COULD a white knight with passion for railway be the final solution to help revive national railway company Keretapi Tanah Melayu Bhd (KTMB)?
The government-owned railway company has been spending significant sums on network improvements but it has yet to make reasonable profits.
KTMB, which is involved in freight, inter-city and commuter train services, among others, has been bleeding red ink since it was corporatised in August 1992.
It did make a net profit of RM9 million to RM15 million from 1993 to 1995 but later sank into the red.
The government feels privatisation is a way to tackle KTMB's debts; the national rail operator had RM1.45 billion in cumulative net losses up until 2008.
In 2011 alone, the losses were almost RM200 million, attributed to high operating cost, low passenger and cargo fares and a drop in the cargo business.
Business Times reported recently that KTMB will need RM7 billion for upgrading and maintenance of infrastructure and rolling stocks and to fund the operation costs to churn it back to profitability.
KTMB's historical rail timeline dates back to 1869. The first attempt to lay tracks, made by timber, was from Johor Baru to Gunung Pulai (32.1km). The Kuala Lumpur railway station was opened in 1886. From 1900 and 1950, tracks were laid nationwide.
In 1948, Malayan Railway Administration (MAR) was created under The Malayan Railway Ordinance 1948 to manage railways previously managed by the states under FMS Railway. MAR was renamed as Keretapi Tanah Melayu.
Between 1997 and 2003, several companies came up with plans to re-privatise KTMB. They included Renong Group and MMC-Gamuda. The government shelved the plan as it was not financially viable.
In late 2011, MMC, controlled by Malaysia's eighth richest man Tan Sri Syed Mokthar Albukhary, confirmed a Business Times report on its plan to pump RM1 billion and take over KTMB's operations.
Industry observers believe MMC had something up its sleeve as KTMB is the only missing link in their journey to have a complete logistics network here.
MMC operates Senai International Airport and Port of Tanjung Pelepas in Johor, and Penang port.
"If MMC gets KTMB, it will void the gap between the ports and airport.

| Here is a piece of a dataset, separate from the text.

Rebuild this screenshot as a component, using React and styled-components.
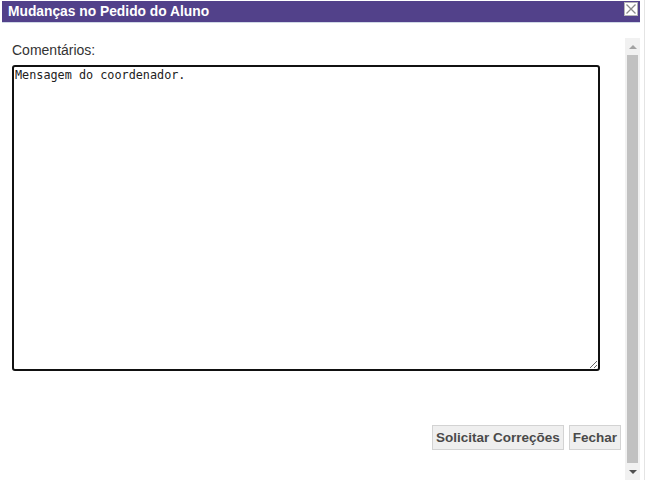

"We think that MMC is not just keen on KTMB's operations but also the land housing the KTM head office and railway station," they said.
MMC group managing director Datuk Hasni Harun said last year that besides tapping new opportunities, including ridership, cargo and freight, there will be synergy between MMC's own port operations and KTMB's train services.
Business Times reported recently that Global Rail Sdn Bhd plans to invest RM1 billion with its foreign partners, which include Bombardier Transportation Switzerland AG and China Railway Corp, to re-engineer KTMB without privatisation.
Global Rail is owned by Fan Boon Heng, who previously headed ABB Daimler-Benz Transportation and later Balfour Beatty Rail Sdn Bhd for 20 years. Former KTMB managing director Datuk Mohd Salleh Abdullah is now Global Rail chairman.
The company's proposal includes operation lease of rolling stocks, maintenance of the railway infrastructure and refurbishment of existing electric multiple units.
It seems that Global Rail's proposal is in line with the current KTMB management thoughts, which has the support from the Railway Union of Malaya and senior officials.
Whether Global Rail could be the only white knight to rescue KTMB is left to be seen.